From the top of the entries, reproduce each line exactly, stopping after the line that contains "import React from". Omit pictures.
• • • • •
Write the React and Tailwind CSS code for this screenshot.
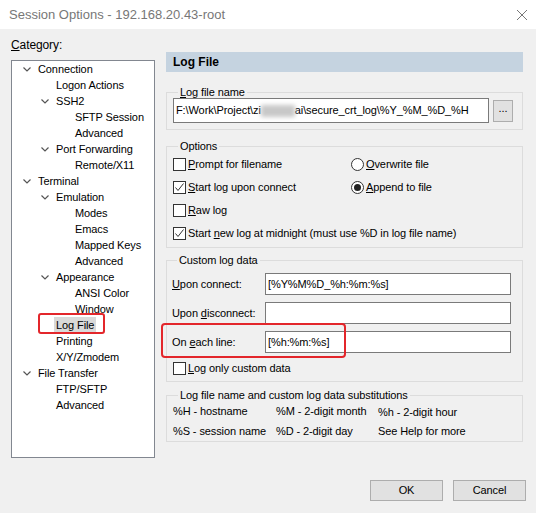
import React from "react";

const tree = [
  { label: "Connection", level: 0, open: true },
  { label: "Logon Actions", level: 1 },
  { label: "SSH2", level: 1, open: true },
  { label: "SFTP Session", level: 2 },
  { label: "Advanced", level: 2 },
  { label: "Port Forwarding", level: 1, open: true },
  { label: "Remote/X11", level: 2 },
  { label: "Terminal", level: 0, open: true },
  { label: "Emulation", level: 1, open: true },
  { label: "Modes", level: 2 },
  { label: "Emacs", level: 2 },
  { label: "Mapped Keys", level: 2 },
  { label: "Advanced", level: 2 },
  { label: "Appearance", level: 1, open: true },
  { label: "ANSI Color", level: 2 },
  { label: "Window", level: 2 },
  { label: "Log File", level: 1, selected: true },
  { label: "Printing", level: 1 },
  { label: "X/Y/Zmodem", level: 1 },
  { label: "File Transfer", level: 0, open: true },
  { label: "FTP/SFTP", level: 1 },
  { label: "Advanced", level: 1 },
];

const indent = ["pl-[26px]", "pl-[44px]", "pl-[63px]"];

const Chevron = () => (
  <svg width="8" height="5" viewBox="0 0 8 5" className="absolute -left-[15px] top-[6px]">
    <polyline points="0.5,0.5 4,4 7.5,0.5" fill="none" stroke="#555" strokeWidth="1.2" />
  </svg>
);

const Check = ({ checked }) => (
  <span className="w-[13px] h-[13px] border border-[#333] bg-white flex items-center justify-center shrink-0">
    {checked && (
      <svg width="11" height="11" viewBox="0 0 11 11">
        <polyline points="1.5,5.5 4,8.5 9.5,1.5" fill="none" stroke="#333" strokeWidth="1" />
      </svg>
    )}
  </span>
);

const Radio = ({ checked }) => (
  <span className="w-[13px] h-[13px] rounded-full border border-[#333] bg-white flex items-center justify-center shrink-0">
    {checked && <span className="w-[7px] h-[7px] rounded-full bg-[#222]" />}
  </span>
);

// group box: the caption sits on the top border via a negative margin
const Group = ({ title, className, children }) => (
  <div className={"border border-[#dcdcdc] " + className}>
    <div className="-mt-[8px] ml-[5px] px-[2px] w-fit bg-[#f0f0f0] leading-[14px]">{title}</div>
    {children}
  </div>
);

const Field = ({ value }) => (
  <div className="w-[246px] h-[22px] border border-[#7a7a7a] bg-white px-[2px] flex items-center">{value}</div>
);

export default function App() {
  return (
    <div
      className="w-[536px] h-[513px] bg-[#f0f0f0] text-[11px] tracking-[-0.1px] text-black flex flex-col overflow-hidden"
      style={{ fontFamily: '"Liberation Sans", Arial, sans-serif' }}
    >
      {/* title bar */}
      <div className="h-[29px] bg-white flex items-center justify-between pl-[9px] pr-[8px] shrink-0 tracking-normal">
        <span className="text-[13px] text-[#777]">Session Options - 192.168.20.43-root</span>
        <svg width="12" height="12" viewBox="0 0 12 12">
          <path d="M1 1 L11 11 M11 1 L1 11" stroke="#777" strokeWidth="1" />
        </svg>
      </div>

      <div className="flex gap-[11px] pl-[11px] pt-[8px]">
        {/* left: category tree */}
        <div className="w-[144px] flex flex-col">
          <div className="h-[16px] leading-[16px] text-[12px]">
            <u>C</u>ategory:
          </div>
          <div className="mt-[7px] h-[398px] border border-[#828790] bg-white">
            {tree.map((t, i) => (
              <div key={i} className={"h-[16px] leading-[16px] " + indent[t.level]}>
                <span className="relative inline-block">
                  {t.open && <Chevron />}
                  {t.selected ? (
                    <span className="relative bg-[#d9d9d9] px-[2px] -ml-[2px] inline-block">
                      {t.label}
                      <span className="absolute -left-[16px] -top-[4px] w-[67px] h-[21px] border-2 border-[#e3262b] rounded-[3px]" />
                    </span>
                  ) : (
                    t.label
                  )}
                </span>
              </div>
            ))}
          </div>
        </div>

        {/* right panel */}
        <div className="w-[357px] flex flex-col">
          <div className="mt-[15px] h-[20px] bg-[#c5d3e0] pl-[7px] font-bold leading-[20px] text-[12px] tracking-normal">Log File</div>

          <Group title={<><u>L</u>og file name</>} className="mt-[20px] px-[6px] pb-[6px]">
            <div className="flex items-center gap-[4px] -mt-[1px]">
              <div className="w-[316px] h-[25px] border border-[#7a7a7a] bg-white px-[2px] flex items-center whitespace-nowrap overflow-hidden">
                F:\Work\Project\zi
                <span className="inline-block w-[34px] h-[12px] bg-[#c8c8c8] blur-[2px]" />
                ai\secure_crt_log\%Y_%M_%D_%H
              </div>
              <div className="w-[20px] h-[22px] border border-[#adadad] bg-[#e1e1e1] flex items-center justify-center leading-none pb-[4px]">
                ...
              </div>
            </div>
          </Group>

          <Group title="Options" className="mt-[16px] px-[6px] pb-[2px]">
            <div className="grid grid-cols-[178px_1fr]">
              <div className="h-[23px] flex items-center gap-[2px]">
                <Check />
                <span><u>P</u>rompt for filename</span>
              </div>
              <div className="h-[23px] flex items-center gap-[2px]">
                <Radio />
                <span><u>O</u>verwrite file</span>
              </div>
              <div className="h-[23px] flex items-center gap-[2px]">
                <Check checked />
                <span><u>S</u>tart log upon connect</span>
              </div>
              <div className="h-[23px] flex items-center gap-[2px]">
                <Radio checked />
                <span><u>A</u>ppend to file</span>
              </div>
              <div className="h-[23px] flex items-center gap-[2px] col-span-2">
                <Check />
                <span><u>R</u>aw log</span>
              </div>
              <div className="h-[23px] flex items-center gap-[2px] col-span-2">
                <Check checked />
                <span>Start <u>n</u>ew log at midnight (must use %D in log file name)</span>
              </div>
            </div>
          </Group>

          <Group title="Custom log data" className="mt-[12px] pl-[5px] pr-[11px] pb-[2px]">
            <div className="flex flex-col gap-[7px] mt-[6px]">
              <div className="flex items-center justify-between">
                <span><u>U</u>pon connect:</span>
                <Field value="[%Y%M%D_%h:%m:%s]" />
              </div>
              <div className="flex items-center justify-between">
                <span>Upon <u>d</u>isconnect:</span>
                <Field value="" />
              </div>
              <div className="relative flex items-center justify-between">
                <span>On <u>e</u>ach line:</span>
                <Field value="[%h:%m:%s]" />
                <span className="absolute -left-[11px] -top-[8px] w-[185px] h-[35px] border-2 border-[#e3262b] rounded-[4px]" />
              </div>
            </div>
            <div className="h-[22px] mt-[4px] flex items-center gap-[2px] pl-[1px]">
              <Check />
              <span><u>L</u>og only custom data</span>
            </div>
          </Group>

          <Group title="Log file name and custom log data substitutions" className="mt-[13px] px-[6px]">
            <div className="grid grid-cols-[103px_102px_1fr] -mt-[1px] whitespace-nowrap">
              <div className="h-[20px] leading-[20px]">%H - hostname</div>
              <div className="h-[20px] leading-[20px]">%M - 2-digit month</div>
              <div className="h-[20px] leading-[20px] pt-[1px]">%h - 2-digit hour</div>
              <div className="h-[20px] leading-[20px]">%S - session name</div>
              <div className="h-[20px] leading-[20px]">%D - 2-digit day</div>
              <div className="h-[20px] leading-[20px]">See Help for more</div>
            </div>
          </Group>
        </div>
      </div>

      <div className="flex justify-end gap-[10px] pr-[10px] mt-auto mb-[12px]">
        <div className="w-[73px] h-[21px] border border-[#adadad] bg-[#e1e1e1] flex items-center justify-center">OK</div>
        <div className="w-[73px] h-[21px] border border-[#adadad] bg-[#e1e1e1] flex items-center justify-center">Cancel</div>
      </div>
    </div>
  );
}
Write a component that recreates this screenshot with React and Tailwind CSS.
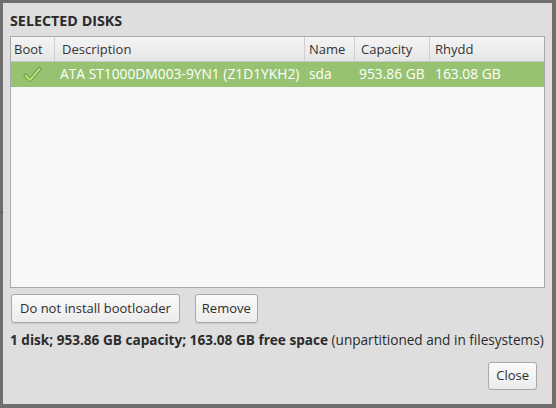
• • • • •
▶ **EXERCISE RESULT**
Write the React and Tailwind CSS code for this screenshot.
import React from "react";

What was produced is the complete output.